[start]
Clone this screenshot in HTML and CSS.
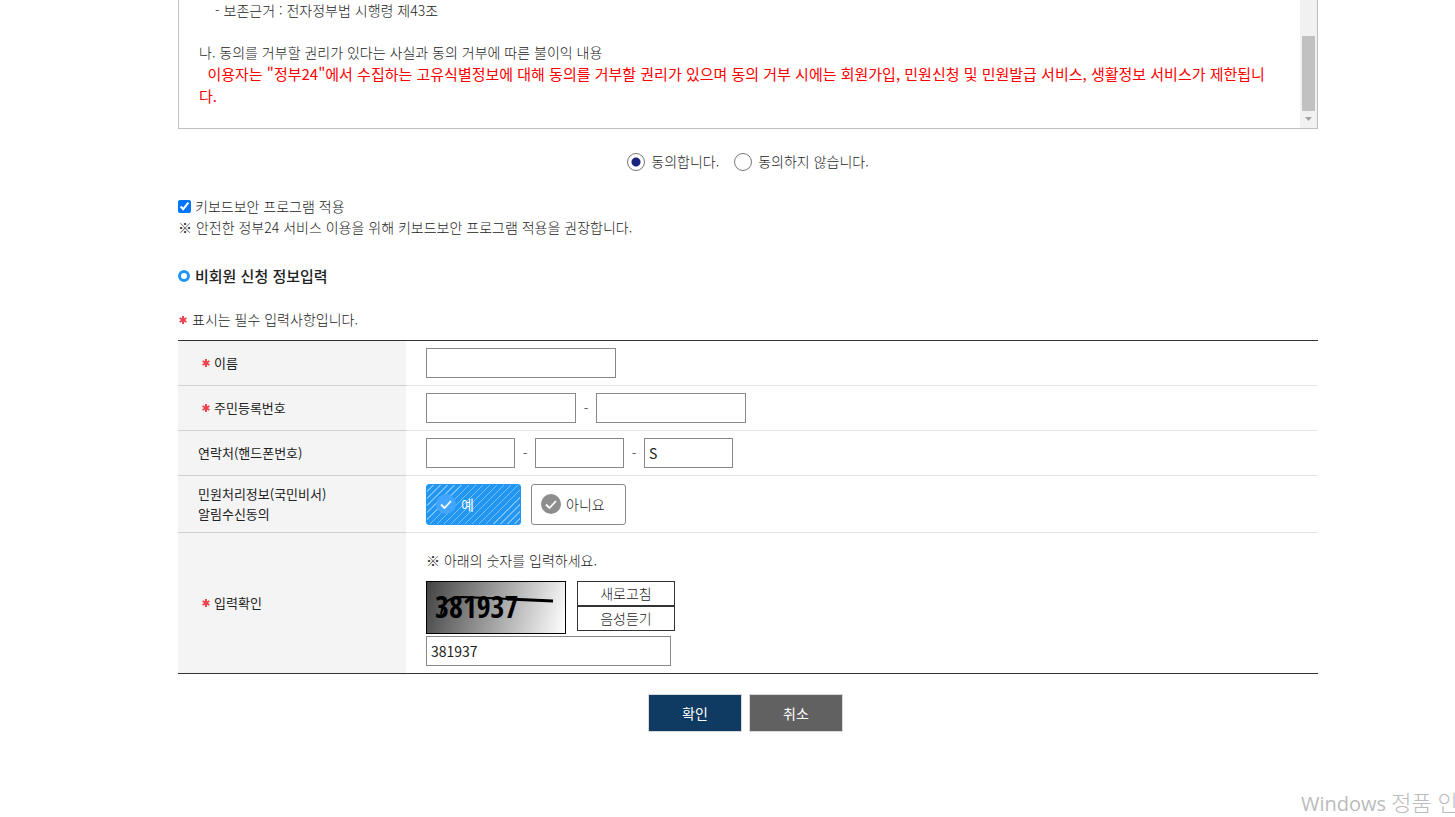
FILE: index.html
```html
<!DOCTYPE html>
<html lang="ko">
<head>
    <meta charset="UTF-8">
    <meta name="viewport" content="width=device-width, initial-scale=1.0">
    <title>비회원 신청</title>
    <link rel="stylesheet" href="styles.css">
</head>
<body>
    <svg class="defs" aria-hidden="true">
        <symbol id="star" viewBox="0 0 8 8">
            <path d="M4 0v8M.6 2l6.8 4M7.4 2L.6 6" stroke="#ee434c" stroke-width="2"/>
        </symbol>
        <symbol id="check" viewBox="0 0 20 20">
            <circle cx="10" cy="10" r="10" fill="currentColor"/>
            <path d="M5 10.500l3.500 3.500 6.500-7" fill="none" stroke="#fff" stroke-width="1.800"/>
        </symbol>
    </svg>

    <main class="container">
        <div class="terms">
            <div class="terms-text">
                <p class="indent">- 보존근거 : 전자정부법 시행령 제43조</p>
                <br>
                <p>나. 동의를 거부할 권리가 있다는 사실과 동의 거부에 따른 불이익 내용</p>
                <p class="warning">&nbsp; 이용자는 "정부24"에서 수집하는 고유식별정보에 대해 동의를 거부할 권리가 있으며 동의 거부 시에는 회원가입, 민원신청 및 민원발급 서비스, 생활정보 서비스가 제한됩니다.</p>
            </div>
            <div class="scrollbar" aria-hidden="true">
                <div class="thumb"></div>
                <svg class="arrow" viewBox="0 0 7 4"><path d="M0 0h7L3.500 4z" fill="#a3a3a3"/></svg>
            </div>
        </div>

        <div class="agree">
            <label><input type="radio" name="agree" checked>동의합니다.</label>
            <label><input type="radio" name="agree">동의하지 않습니다.</label>
        </div>

        <div class="security">
            <label><input type="checkbox" checked>키보드보안 프로그램 적용</label>
            <p>※ 안전한 정부24 서비스 이용을 위해 키보드보안 프로그램 적용을 권장합니다.</p>
        </div>

        <h2>비회원 신청 정보입력</h2>
        <p class="required"><svg class="star"><use href="#star"/></svg>표시는 필수 입력사항입니다.</p>

        <form>
            <table class="form-table">
                <tr>
                    <th scope="row"><label class="must" for="name"><svg class="star"><use href="#star"/></svg>이름</label></th>
                    <td><input class="text w-name" type="text" id="name"></td>
                </tr>
                <tr>
                    <th scope="row"><label class="must" for="jumin"><svg class="star"><use href="#star"/></svg>주민등록번호</label></th>
                    <td>
                        <div class="fields">
                            <input class="text w-jumin" type="text" id="jumin">
                            <span>-</span>
                            <input class="text w-jumin" type="password" aria-label="주민등록번호 뒷자리">
                        </div>
                    </td>
                </tr>
                <tr>
                    <th scope="row"><label for="phone">연락처(핸드폰번호)</label></th>
                    <td>
                        <div class="fields">
                            <input class="text w-phone" type="text" id="phone">
                            <span>-</span>
                            <input class="text w-phone" type="text" aria-label="핸드폰번호 가운데자리">
                            <span>-</span>
                            <input class="text w-phone" type="text" value="S" aria-label="핸드폰번호 끝자리">
                        </div>
                    </td>
                </tr>
                <tr class="tall">
                    <th scope="row">민원처리정보(국민비서)<br>알림수신동의</th>
                    <td>
                        <div class="choices">
                            <button type="button" class="choice on"><svg><use href="#check"/></svg>예</button>
                            <button type="button" class="choice"><svg><use href="#check"/></svg>아니요</button>
                        </div>
                    </td>
                </tr>
                <tr class="confirm">
                    <th scope="row"><label class="must" for="captcha"><svg class="star"><use href="#star"/></svg>입력확인</label></th>
                    <td>
                        <p>※ 아래의 숫자를 입력하세요.</p>
                        <div class="captcha">
                            <svg class="captcha-image" viewBox="0 0 138 51">
                                <text x="8" y="36">381937</text>
                                <path d="M14 32C16 20 22 15 36 15L85 17" fill="none" stroke="#000" stroke-width="2"/>
                                <path d="M80 17L126 19" stroke="#000" stroke-width="3"/>
                            </svg>
                            <div class="captcha-buttons">
                                <button type="button">새로고침</button>
                                <button type="button">음성듣기</button>
                            </div>
                        </div>
                        <input class="text w-captcha" type="text" id="captcha" value="381937">
                    </td>
                </tr>
            </table>

            <div class="buttons">
                <button type="submit" class="ok">확인</button>
                <button type="button" class="cancel">취소</button>
            </div>
        </form>
    </main>

    <div class="watermark">Windows <span>정품 인</span></div>
</body>
</html>
```
FILE: styles.css
```css
* {
    box-sizing: border-box;
}

body {
    margin: 0;
    padding-left: 41px;
    background-color: #fff;
    color: #222;
    font-family: "Noto Sans CJK KR", sans-serif;
    font-size: 14px;
    font-weight: 300;
    line-height: 21px;
    overflow: hidden;
}

p {
    margin: 0;
}

button,
input {
    font-family: inherit;
    color: inherit;
}

.defs {
    position: absolute;
    width: 0;
    height: 0;
}

.container {
    max-width: 1140px;
    margin: 0 auto;
}

/* 약관 */
.terms {
    display: flex;
    border: 1px solid #bfbfbf;
    border-top: 0;
}

.terms-text {
    flex: 1;
    padding: 0 20px 21px;
}

.indent {
    padding-left: 16px;
}

.warning {
    color: #f00;
    font-size: 15px;
    font-weight: 400;
    line-height: 22px;
    word-break: break-all;
}

.scrollbar {
    display: flex;
    flex-direction: column;
    justify-content: flex-end;
    align-items: center;
    width: 17px;
    background-color: #f1f1f1;
}

.thumb {
    width: 13px;
    height: 75px;
    background-color: #c1c1c1;
}

.arrow {
    width: 7px;
    height: 4px;
    margin: 6px 0 7px;
}

/* 동의 */
.agree {
    display: flex;
    justify-content: center;
    gap: 15px;
    margin-top: 22px;
}

.agree label {
    display: flex;
    align-items: center;
    gap: 6px;
}

.agree input {
    appearance: none;
    width: 18px;
    height: 18px;
    margin: 0;
    border: 1px solid #777;
    border-radius: 50%;
}

.agree input:checked {
    background: radial-gradient(circle, #1a237e 4px, #fff 5px);
}

.security {
    margin-top: 24px;
}

.security label {
    display: flex;
    align-items: center;
    gap: 4px;
}

.security input {
    width: 13px;
    height: 13px;
    margin: 0;
}

h2 {
    display: flex;
    align-items: center;
    gap: 5px;
    margin: 27px 0 23px;
    font-size: 15px;
    font-weight: 500;
    line-height: 21px;
}

h2::before {
    content: "";
    width: 6px;
    height: 6px;
    border: 3px solid #2196f3;
    border-radius: 50%;
}

.star {
    flex: none;
    width: 8px;
    height: 8px;
}

.required {
    display: flex;
    align-items: center;
    gap: 5px;
    padding-left: 1px;
    margin-bottom: 10px;
}

/* 입력 표 */
.form-table {
    width: 100%;
    border-collapse: collapse;
    border-top: 1px solid #333;
    border-bottom: 1px solid #333;
}

.form-table tr {
    height: 45px;
}

.form-table .tall {
    height: 57px;
}

.form-table .confirm {
    height: 141px;
}

.form-table th {
    width: 20%;
    padding: 0 20px;
    border-bottom: 1px solid #d0d0d0;
    background-color: #f4f4f4;
    font-size: 13px;
    font-weight: 400;
    line-height: 20px;
    text-align: left;
}

.form-table td {
    padding: 7px 20px;
    border-bottom: 1px solid #e5e5e5;
}

.form-table .confirm td {
    vertical-align: bottom;
}

.form-table tr:last-child > * {
    border-bottom: 1px solid #333;
}

.must {
    display: flex;
    align-items: center;
    gap: 4px;
    padding-left: 4px;
}

.text {
    display: block;
    height: 30px;
    padding: 0 4px;
    border: 1px solid #888;
    background-color: #fff;
    font-size: 14px;
    font-weight: 400;
}

.w-name {
    width: 190px;
}

.w-jumin {
    width: 150px;
}

.w-phone {
    width: 89px;
}

.w-captcha {
    width: 245px;
}

.fields {
    display: flex;
    align-items: center;
}

.fields span {
    width: 20px;
    text-align: center;
}

.choices {
    display: flex;
    gap: 10px;
}

.choice {
    display: flex;
    align-items: center;
    gap: 5px;
    width: 95px;
    height: 41px;
    padding: 0 9px;
    border: 1px solid #888;
    border-radius: 3px;
    background-color: #fff;
    font-size: 14px;
    font-weight: 300;
}

.choice svg {
    width: 20px;
    height: 20px;
    color: #8e8e8e;
}

.choice.on {
    border-color: #2196f3;
    background: repeating-linear-gradient(135deg, #2196f3 0 4px, #79bff8 4px 5px);
    color: #fff;
    font-weight: 400;
}

.choice.on svg {
    color: #42a5ff;
}

.captcha {
    display: flex;
    gap: 11px;
    margin: 10px 0 2px;
}

.captcha-image {
    width: 140px;
    height: 53px;
    border: 1px solid #000;
    background: linear-gradient(105deg, #444, #fff);
    font-family: "Liberation Sans Narrow", "Open Sans Condensed", "DejaVu Sans Condensed", sans-serif;
    font-size: 30px;
    font-weight: 700;
}

.captcha-buttons {
    display: flex;
    flex-direction: column;
}

.captcha-buttons button {
    width: 98px;
    height: 25px;
    padding: 0;
    border: 1px solid #333;
    background-color: #fff;
    font-size: 14px;
    font-weight: 300;
    line-height: 21px;
}

.buttons {
    display: flex;
    justify-content: center;
    gap: 7px;
    margin-top: 20px;
    padding-right: 5px;
}

.buttons button {
    width: 94px;
    height: 38px;
    border: 1px solid #d9d9d9;
    color: #fff;
    font-size: 14px;
    font-weight: 400;
}

.ok {
    background-color: #0f3b63;
}

.cancel {
    background-color: #616161;
}

/* 화면 위에 겹치는 안내 문구 */
.watermark {
    position: absolute;
    left: 1301px;
    top: 788px;
    color: #bbb;
    font-family: "Open Sans", "Noto Sans CJK KR", sans-serif;
    font-size: 20px;
    font-weight: 400;
    line-height: 28px;
    white-space: nowrap;
}

.watermark span {
    font-size: 22px;
    font-weight: 300;
}
```
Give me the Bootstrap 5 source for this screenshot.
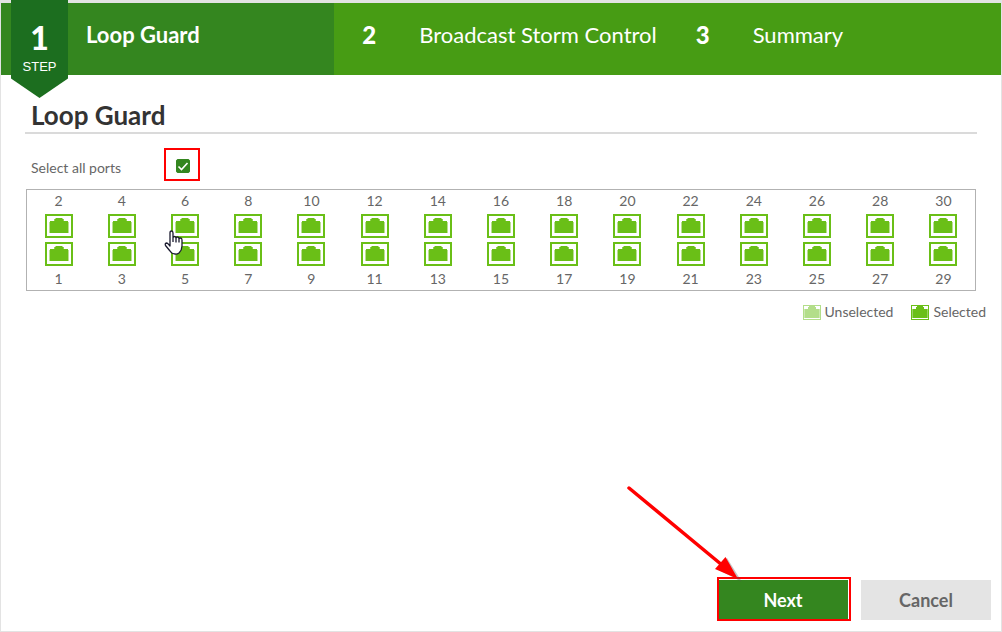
[end]
* _SET TASK_
Search the records above for "this". Copy each line where it is found.

* _EXERCISE ANSWER_
Clone this screenshot in HTML and CSS.
Give me the Bootstrap 5 source for this screenshot.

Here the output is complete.